**Collected material**
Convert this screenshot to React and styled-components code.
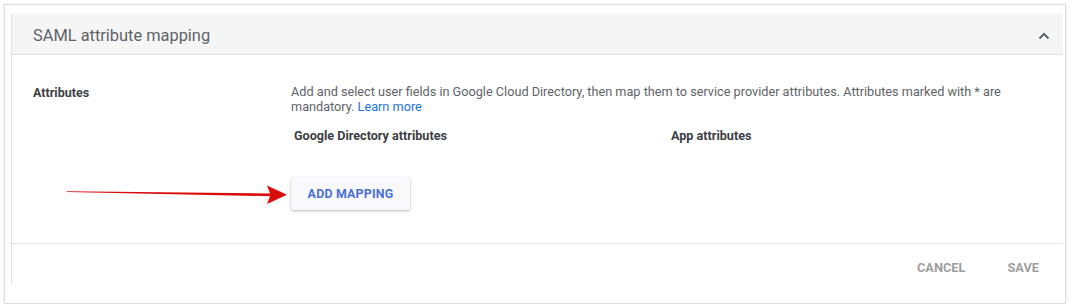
import React from 'react'
import styled, { createGlobalStyle } from 'styled-components'

const Global = createGlobalStyle`
  html, body {
    margin: 0;
    background: #fff;
    font-family: Roboto, "Liberation Sans", Arial, sans-serif;
  }
`

const Frame = styled.div`
  position: relative;
  margin: 4px 0 0 4px;
  width: 1062px;
  height: 300px;
  box-sizing: border-box;
  border: 1px solid #dcdcdc;
  box-shadow: 0 1px 3px rgba(0,0,0,0.12);
  padding: 9px 2px 0 6px;
  background: #fff;
`

const Panel = styled.section`
  border-left: 1px solid #e0e0e0;
  height: 270px;
  display: flex;
  flex-direction: column;
`

const Header = styled.div`
  height: 41px;
  box-sizing: border-box;
  background: #f5f5f5;
  border-bottom: 1px solid #e0e0e0;
  display: flex;
  align-items: center;
  justify-content: space-between;
  padding: 3px 13px 0 21px;
`

const Title = styled.h2`
  margin: 0;
  font-size: 16.4px;
  font-weight: 400;
  color: #5f6368;
`

const Body = styled.div`
  height: 189px;
  box-sizing: border-box;
  border-bottom: 1px solid #e4e4e4;
  display: grid;
  grid-template-columns: 258px 1fr;
  padding: 29px 0 0 21px;
`

const Label = styled.div`
  font-size: 12.5px;
  font-weight: 700;
  color: #3c4043;
  padding-top: 1px;
`

const Content = styled.div`
  display: flex;
  flex-direction: column;
  padding-right: 30px;
`

const Description = styled.p`
  margin: 0;
  font-size: 12.7px;
  line-height: 15px;
  color: #5f6368;
`

const Link = styled.a`
  color: #1a73e8;
  text-decoration: none;
`

const Columns = styled.div`
  display: grid;
  grid-template-columns: 377px 1fr;
  padding: 14px 0 0 3px;
`

const ColHead = styled.div`
  font-size: 12.6px;
  font-weight: 700;
  color: #3c4043;
`

const Raised = styled.button`
  align-self: flex-start;
  margin-top: 34px;
  width: 119px;
  height: 33px;
  border: none;
  border-radius: 3px;
  background: #f9f9fb;
  box-shadow: 0 1px 3px rgba(0,0,0,0.28);
  font-family: inherit;
  font-size: 12.4px;
  font-weight: 700;
  letter-spacing: 0.2px;
  color: #4a70d8;
  cursor: pointer;
`

const Footer = styled.div`
  flex: 1;
  display: flex;
  justify-content: flex-end;
  align-items: flex-start;
  padding: 17px 24px 0 0;
  gap: 42px;
`

const FlatButton = styled.button`
  border: none;
  background: none;
  padding: 0;
  font-family: inherit;
  font-size: 12.8px;
  font-weight: 700;
  line-height: 14px;
  color: #9e9e9e;
`

const Chevron = () => (
  <svg width="12" height="8" viewBox="0 0 12 8">
    <path d="M1.5 6.5 L6 2 L10.5 6.5" fill="none" stroke="#5f6368" strokeWidth="2" />
  </svg>
)

const Arrow = styled.svg`
  position: absolute;
  left: 62px;
  top: 180px;
`

const App = () => (
  <>
    <Global />
    <Frame>
      <Panel>
        <Header>
          <Title>SAML attribute mapping</Title>
          <Chevron />
        </Header>
        <Body>
          <Label>Attributes</Label>
          <Content>
            <Description>
              Add and select user fields in Google Cloud Directory, then map them to service provider attributes. Attributes marked with * are mandatory. <Link href="#">Learn more</Link>
            </Description>
            <Columns>
              <ColHead>Google Directory attributes</ColHead>
              <ColHead>App attributes</ColHead>
            </Columns>
            <Raised>ADD MAPPING</Raised>
          </Content>
        </Body>
        <Footer>
          <FlatButton>CANCEL</FlatButton>
          <FlatButton>SAVE</FlatButton>
        </Footer>
      </Panel>
      <Arrow width="230" height="24" viewBox="0 0 230 24">
        <path d="M0 6.3 L203 8.4 L200 0.5 L220 9.8 L200 19 L203 11.2 L0 7 Z" fill="#d90d0d" />
      </Arrow>
    </Frame>
  </>
)

export default App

**Direction**
Write the full listing out again with every line unchanged, but include no pictures.

**Answer**
Convert this screenshot to React and styled-components code.
import React from 'react'
import styled, { createGlobalStyle } from 'styled-components'

const Global = createGlobalStyle`
  html, body {
    margin: 0;
    background: #fff;
    font-family: Roboto, "Liberation Sans", Arial, sans-serif;
  }
`

const Frame = styled.div`
  position: relative;
  margin: 4px 0 0 4px;
  width: 1062px;
  height: 300px;
  box-sizing: border-box;
  border: 1px solid #dcdcdc;
  box-shadow: 0 1px 3px rgba(0,0,0,0.12);
  padding: 9px 2px 0 6px;
  background: #fff;
`

const Panel = styled.section`
  border-left: 1px solid #e0e0e0;
  height: 270px;
  display: flex;
  flex-direction: column;
`

const Header = styled.div`
  height: 41px;
  box-sizing: border-box;
  background: #f5f5f5;
  border-bottom: 1px solid #e0e0e0;
  display: flex;
  align-items: center;
  justify-content: space-between;
  padding: 3px 13px 0 21px;
`

const Title = styled.h2`
  margin: 0;
  font-size: 16.4px;
  font-weight: 400;
  color: #5f6368;
`

const Body = styled.div`
  height: 189px;
  box-sizing: border-box;
  border-bottom: 1px solid #e4e4e4;
  display: grid;
  grid-template-columns: 258px 1fr;
  padding: 29px 0 0 21px;
`

const Label = styled.div`
  font-size: 12.5px;
  font-weight: 700;
  color: #3c4043;
  padding-top: 1px;
`

const Content = styled.div`
  display: flex;
  flex-direction: column;
  padding-right: 30px;
`

const Description = styled.p`
  margin: 0;
  font-size: 12.7px;
  line-height: 15px;
  color: #5f6368;
`

const Link = styled.a`
  color: #1a73e8;
  text-decoration: none;
`

const Columns = styled.div`
  display: grid;
  grid-template-columns: 377px 1fr;
  padding: 14px 0 0 3px;
`

const ColHead = styled.div`
  font-size: 12.6px;
  font-weight: 700;
  color: #3c4043;
`

const Raised = styled.button`
  align-self: flex-start;
  margin-top: 34px;
  width: 119px;
  height: 33px;
  border: none;
  border-radius: 3px;
  background: #f9f9fb;
  box-shadow: 0 1px 3px rgba(0,0,0,0.28);
  font-family: inherit;
  font-size: 12.4px;
  font-weight: 700;
  letter-spacing: 0.2px;
  color: #4a70d8;
  cursor: pointer;
`

const Footer = styled.div`
  flex: 1;
  display: flex;
  justify-content: flex-end;
  align-items: flex-start;
  padding: 17px 24px 0 0;
  gap: 42px;
`

const FlatButton = styled.button`
  border: none;
  background: none;
  padding: 0;
  font-family: inherit;
  font-size: 12.8px;
  font-weight: 700;
  line-height: 14px;
  color: #9e9e9e;
`

const Chevron = () => (
  <svg width="12" height="8" viewBox="0 0 12 8">
    <path d="M1.5 6.5 L6 2 L10.5 6.5" fill="none" stroke="#5f6368" strokeWidth="2" />
  </svg>
)

const Arrow = styled.svg`
  position: absolute;
  left: 62px;
  top: 180px;
`

const App = () => (
  <>
    <Global />
    <Frame>
      <Panel>
        <Header>
          <Title>SAML attribute mapping</Title>
          <Chevron />
        </Header>
        <Body>
          <Label>Attributes</Label>
          <Content>
            <Description>
              Add and select user fields in Google Cloud Directory, then map them to service provider attributes. Attributes marked with * are mandatory. <Link href="#">Learn more</Link>
            </Description>
            <Columns>
              <ColHead>Google Directory attributes</ColHead>
              <ColHead>App attributes</ColHead>
            </Columns>
            <Raised>ADD MAPPING</Raised>
          </Content>
        </Body>
        <Footer>
          <FlatButton>CANCEL</FlatButton>
          <FlatButton>SAVE</FlatButton>
        </Footer>
      </Panel>
      <Arrow width="230" height="24" viewBox="0 0 230 24">
        <path d="M0 6.3 L203 8.4 L200 0.5 L220 9.8 L200 19 L203 11.2 L0 7 Z" fill="#d90d0d" />
      </Arrow>
    </Frame>
  </>
)

export default App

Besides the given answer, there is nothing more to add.